I have read the New York Times, “Women’s Sports Pages,” for many years, and the club, along with St. Johns Church of Lattingtown has always been a stalwart entry. https://stjlat.org/
There could be nothing wrong with Nestle’s vitamin business.
There is a very strong wave of pressure to “de-conglomerate” large businesses, Sometimes justified sometimes not justified.
A recent article questioned whether Warren Buffet’s successor will be strong enough to be able to continue his highly successful strategy for Berkshire Hathaway.
I followed the dismantling of Jack Welch’s GE. A product of hiring inferior executives. One of whom moved to Home Depot and almost tanked that great company.
I take far too many supplements for a skeptic to take, but they are cheap in the total scheme of things, and have not done me any harm, yet.
That’s the typical playbook of private equity.
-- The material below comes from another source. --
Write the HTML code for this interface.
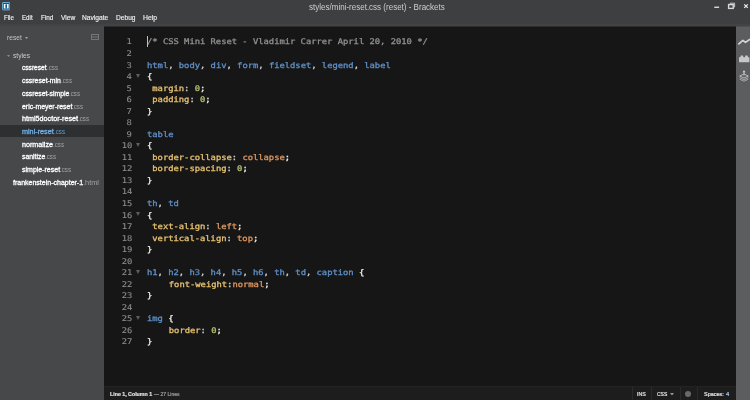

Borrow heavily, milk the company dry (sorry, I meant “extract value”) via special dividends, and then if the company can make it, great. If not, they came out hundreds of millions of dollars ahead.
PE has had its slimy tentacles in almost everything. Now they’re moving into accounting and taxation practices. PE is horrible for any industry but your next corporate tax return could be outsourced to India because they got rid of all the CPAs/EAs.
I suspect you don’t hold a candle to my Father in Law. When I helped to clean out his house, we found roughly 800 bottles on the shelves outside the bathroom; about another 5-600 in the bathroom. But from what I heard, the big stash was in the bedroom (which was cleaned out after I was out of town), with maybe another 2000 or so bottles.
He bragged about taking 80-100 pills/day. The type of guy who would read a report in Weekly News that a girl in Mongolia reported that taking rootwort every day stopped her migraines, so would seek out rootwort to take daily, even though he had never suffered migraines. OTOH, would reject anything published in a scientific journal, as “they were only after the money”.
He passed away in 2001 (indirectly related to Covid). Perhaps the loss of his business put a dent in the profitability of NV.